Protecting Rare Disease Drugs

 

If you or your child have a rare disease, the chances of getting newly developed medicine to treat it just got better. This is one of the less-discussed benefits of the Big Beautiful Bill (BBB) just passed by Congress and signed into law by President Trump.

The BBB reverses the damage done by President Biden’s Inflation Reduction Act (IRA) that was woefully misnamed. The Editorial Board of The Wall Street Journal tells us the IRA was a woeful bill in countless ways, but the worst is its Medicare drug price controls. The early damage has been less investment in so-called orphan drugs for rare diseases. Because the pool of patients is small, manufacturers have to set higher prices to recoup their investment. This makes them an attractive target for Medicare bureaucrats.

The IRA price controls exempted orphan drugs, but only if they are approved for a single indication. They lose their exemption if they are used to treat more than one rare disease, though many diseases share an underlying pathology such as a gene mutation. Of the 280 orphan drugs approved between 2003 and 2022, 63 were approved later for another indication.

The law has discouraged companies from studying orphan drugs for multiple rare diseases. Some face a Hobson’s choice. If an experimental medicine works for two rare diseases, companies might have to jettison one use lest their drug become subject to price controls and return on its investment collapse.

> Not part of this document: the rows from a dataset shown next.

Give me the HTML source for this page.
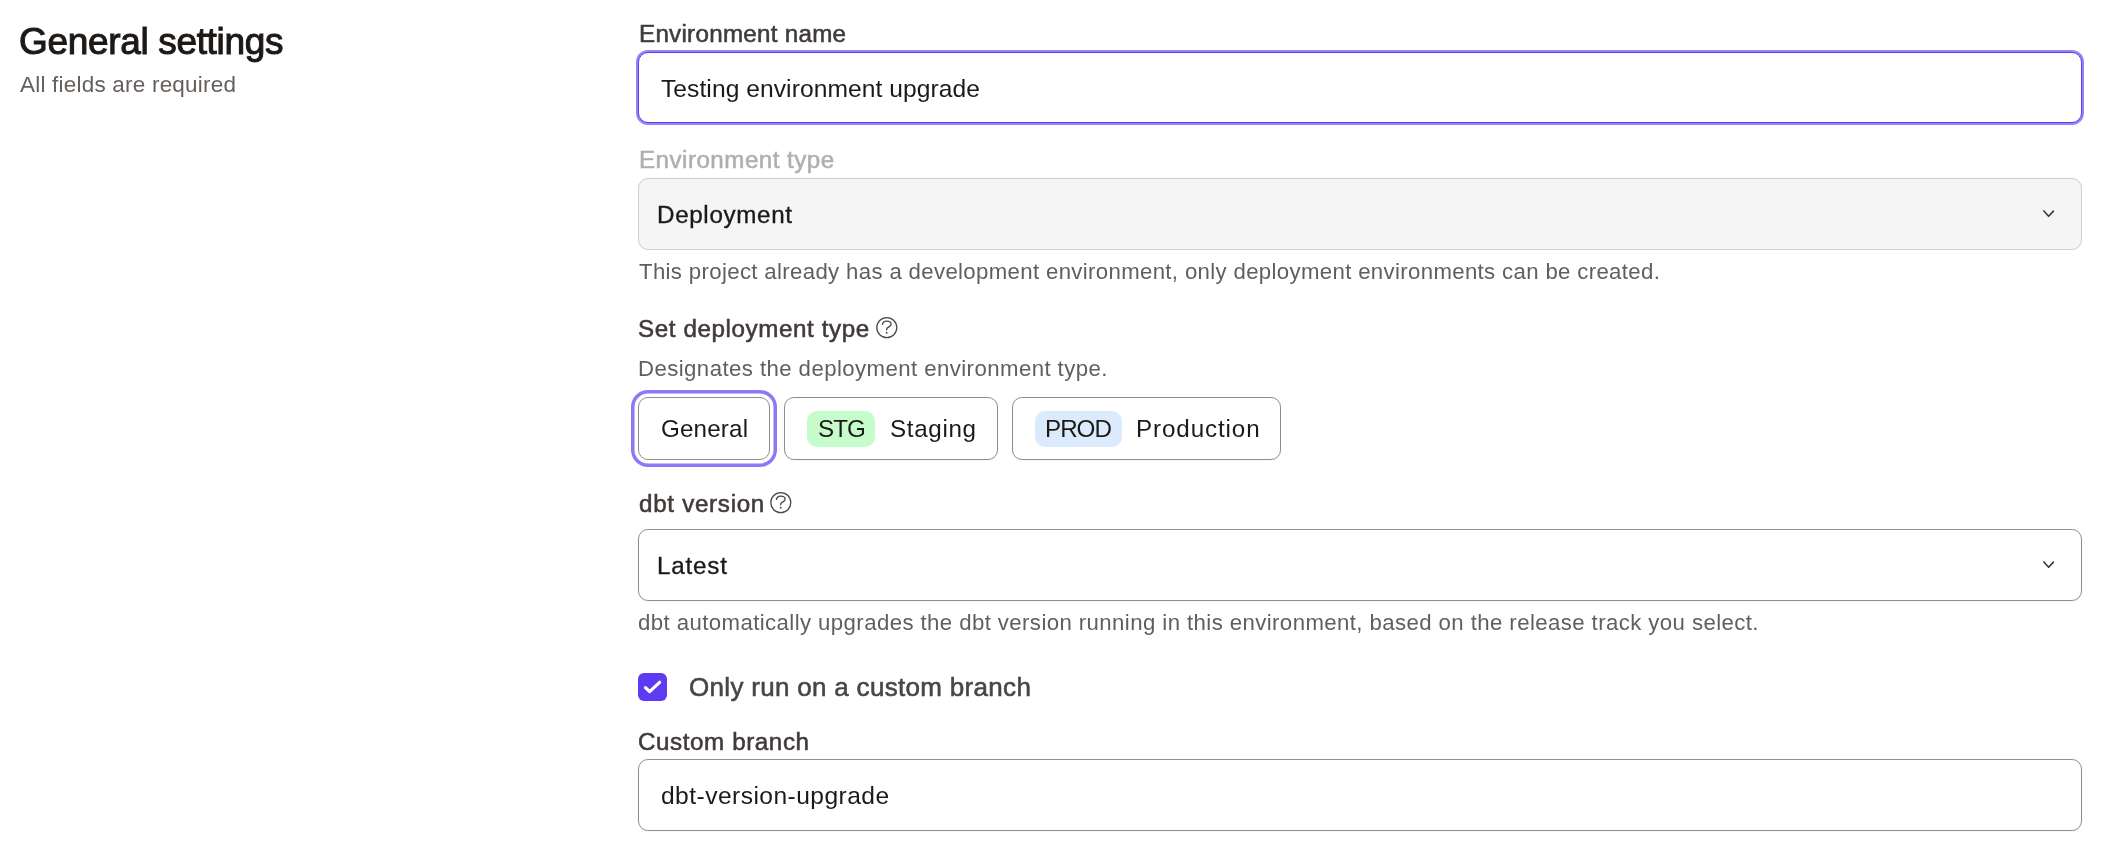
<!DOCTYPE html>
<html><head><meta charset="utf-8"><style>
html,body{margin:0;padding:0;background:#fff;width:2116px;height:864px;overflow:hidden;position:relative}
body{font-family:"Liberation Sans",sans-serif}
.t{will-change:transform;position:absolute;white-space:nowrap;line-height:1;font-family:"Liberation Sans",sans-serif}
.box{position:absolute;box-sizing:border-box}
</style></head><body>

<div class="box" style="left:638px;top:52px;width:1444px;height:71px;border:1px solid #5a3bf0;border-radius:10px;box-shadow:0 0 0 2px #9784f5;background:#fff"></div>
<div class="box" style="left:638px;top:178px;width:1444px;height:72px;border:1px solid #cfcccb;border-radius:10px;background:#f5f5f5"></div>
<div class="box" style="left:638px;top:397px;width:132px;height:63px;border:1px solid #928d8a;border-radius:10px;background:#fff;box-shadow:0 0 0 3.5px #fff,0 0 0 7px #8b79f5"></div>
<div class="box" style="left:784px;top:397px;width:214px;height:63px;border:1px solid #928d8a;border-radius:10px;background:#fff;box-shadow:0 1px 2px rgba(0,0,0,0.04)"></div>
<div class="box" style="left:1012px;top:397px;width:269px;height:63px;border:1px solid #928d8a;border-radius:10px;background:#fff;box-shadow:0 1px 2px rgba(0,0,0,0.04)"></div>
<div class="box" style="left:807px;top:411px;width:68px;height:36px;border-radius:10px;background:#c6fbcb"></div>
<div class="box" style="left:1035px;top:411px;width:87px;height:36px;border-radius:10px;background:#dceafd"></div>
<div class="box" style="left:638px;top:529px;width:1444px;height:72px;border:1px solid #938e8b;border-radius:10px;background:#fff;box-shadow:0 1px 2px rgba(0,0,0,0.04)"></div>
<div class="box" style="left:638px;top:673px;width:29px;height:28px;border-radius:6px;background:#5e3bf2"></div>
<div class="box" style="left:638px;top:759px;width:1444px;height:72px;border:1px solid #938e8b;border-radius:10px;background:#fff;box-shadow:0 1px 2px rgba(0,0,0,0.04)"></div>
<svg style="position:absolute;left:0;top:0" width="2116" height="864" viewBox="0 0 2116 864"><path d="M2043.9 210.9 L2048.6 216.3 L2053.4 211.1" fill="none" stroke="#383433" stroke-width="1.55" stroke-linecap="round" stroke-linejoin="round"/><path d="M2043.9 561.9 L2048.6 567.3 L2053.4 562.1" fill="none" stroke="#383433" stroke-width="1.55" stroke-linecap="round" stroke-linejoin="round"/><circle cx="886.8" cy="327.6" r="10" fill="none" stroke="#4d4846" stroke-width="1.3"/><path d="M882.50 324.40 C882.70 322.00 884.60 321.10 886.70 321.10 C889.10 321.10 891.10 322.30 891.10 324.10 C891.10 326.10 889.40 326.60 888.00 327.40 C887.00 328.00 886.60 328.60 886.60 329.70" fill="none" stroke="#4d4846" stroke-width="1.35" stroke-linecap="round"/><circle cx="886.70" cy="332.70" r="0.95" fill="#4d4846"/><circle cx="780.8" cy="502.6" r="10" fill="none" stroke="#4d4846" stroke-width="1.3"/><path d="M776.50 499.40 C776.70 497.00 778.60 496.10 780.70 496.10 C783.10 496.10 785.10 497.30 785.10 499.10 C785.10 501.10 783.40 501.60 782.00 502.40 C781.00 503.00 780.60 503.60 780.60 504.70" fill="none" stroke="#4d4846" stroke-width="1.35" stroke-linecap="round"/><circle cx="780.70" cy="507.70" r="0.95" fill="#4d4846"/><path d="M645.5 687.6 L649.6 691.6 L659.6 682.3" fill="none" stroke="#fff" stroke-width="3.2" stroke-linecap="round" stroke-linejoin="round"/></svg>
<div class="t" style="left:19.00px;top:23.00px;font-size:37px;letter-spacing:-0.333px;color:#1c1917;-webkit-text-stroke:1.05px #1c1917;">General settings</div>
<div class="t" style="left:19.70px;top:74.00px;font-size:22.5px;letter-spacing:0.209px;color:#66605d;">All fields are required</div>
<div class="t" style="left:639.00px;top:22.00px;font-size:24.2px;letter-spacing:0.267px;color:#403b39;-webkit-text-stroke:0.55px #403b39;">Environment name</div>
<div class="t" style="left:661.30px;top:77.00px;font-size:24.6px;letter-spacing:0.065px;color:#1c1917;">Testing environment upgrade</div>
<div class="t" style="left:639.00px;top:148.00px;font-size:24.2px;letter-spacing:0.467px;color:#b3aeab;-webkit-text-stroke:0.55px #b3aeab;">Environment type</div>
<div class="t" style="left:657.00px;top:203.00px;font-size:24.2px;letter-spacing:0.667px;color:#1c1917;-webkit-text-stroke:0.35px #1c1917;">Deployment</div>
<div class="t" style="left:639.00px;top:261.00px;font-size:22.2px;letter-spacing:0.347px;color:#645e5b;">This project already has a development environment, only deployment environments can be created.</div>
<div class="t" style="left:638.30px;top:317.00px;font-size:24.2px;letter-spacing:0.594px;color:#403b39;-webkit-text-stroke:0.55px #403b39;">Set deployment type</div>
<div class="t" style="left:638.00px;top:358.00px;font-size:22.2px;letter-spacing:0.429px;color:#645e5b;">Designates the deployment environment type.</div>
<div class="t" style="left:661.00px;top:417.00px;font-size:24.2px;letter-spacing:0.167px;color:#1c1917;">General</div>
<div class="t" style="left:818.00px;top:417.00px;font-size:24.2px;letter-spacing:-1.000px;color:#1c1917;">STG</div>
<div class="t" style="left:890.00px;top:417.00px;font-size:24.2px;letter-spacing:0.667px;color:#1c1917;">Staging</div>
<div class="t" style="left:1045.00px;top:417.00px;font-size:24.2px;letter-spacing:-1.000px;color:#1c1917;">PROD</div>
<div class="t" style="left:1136.00px;top:417.00px;font-size:24.2px;letter-spacing:0.889px;color:#1c1917;">Production</div>
<div class="t" style="left:639.00px;top:492.00px;font-size:24.2px;letter-spacing:0.700px;color:#403b39;-webkit-text-stroke:0.55px #403b39;">dbt version</div>
<div class="t" style="left:657.00px;top:554.00px;font-size:24.2px;letter-spacing:0.800px;color:#1c1917;-webkit-text-stroke:0.35px #1c1917;">Latest</div>
<div class="t" style="left:638.00px;top:612.00px;font-size:22.2px;letter-spacing:0.413px;color:#645e5b;">dbt automatically upgrades the dbt version running in this environment, based on the release track you select.</div>
<div class="t" style="left:689.00px;top:674.00px;font-size:26px;letter-spacing:0.308px;color:#4a4543;-webkit-text-stroke:0.55px #4a4543;">Only run on a custom branch</div>
<div class="t" style="left:638.00px;top:730.00px;font-size:24.2px;letter-spacing:0.583px;color:#403b39;-webkit-text-stroke:0.55px #403b39;">Custom branch</div>
<div class="t" style="left:661.00px;top:784.00px;font-size:24.6px;letter-spacing:0.444px;color:#1c1917;">dbt-version-upgrade</div>
</body></html>
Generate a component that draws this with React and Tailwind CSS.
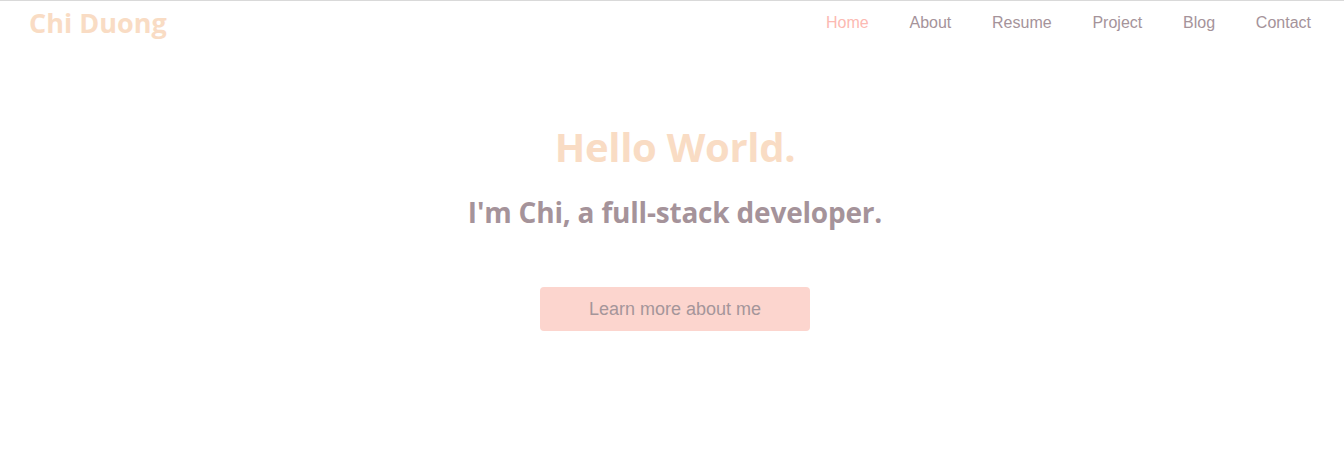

Several orphan drug makers have canceled studies for follow-on indications since the IRA controls took effect. A recent analysis by the National Pharmaceutical Council found that the share of orphan drugs that received a second orphan drug designation fell by nearly half after the law passed—to 6.3% from 12.1% pre-IRA. This is a disincentive to finding new uses for existing drugs.

Republicans addressed this problem in the BBB by adding a provision to their tax bill that would ensure orphan drugs remain exempt from the price controls even if they are repurposed for other rare diseases. Many Democrats have signed onto similar legislation, though it’s telling that the left’s price-control crowd is now screaming about the provision’s $5 billion budget cost.

Progressives say expanding the orphan drug exemption will encourage Congress to make more tweaks that erode the price controls. Let us hope so. The orphan drug is a microcosm of the IRA’s disincentives to innovate. America has always been the leading country for new drug innovations and should remain so. Patients with rare diseases were an important voice in helping rouse political support for the orphan drug fix. Their success will improve and lengthen countless lives.

Most of the talk about the BBB will focus on the tax law changes and who benefits most. Democrats will try to convince you that only the rich will benefit although I doubt the rich care about no taxes on tips, no taxes on overtime, and reduced taxes on social security – all provisions of the new law which will benefit low income Americans. But you won’t hear about removing disincentives to new drug innovations – which will benefit everyone since disease is no respecter of incomes.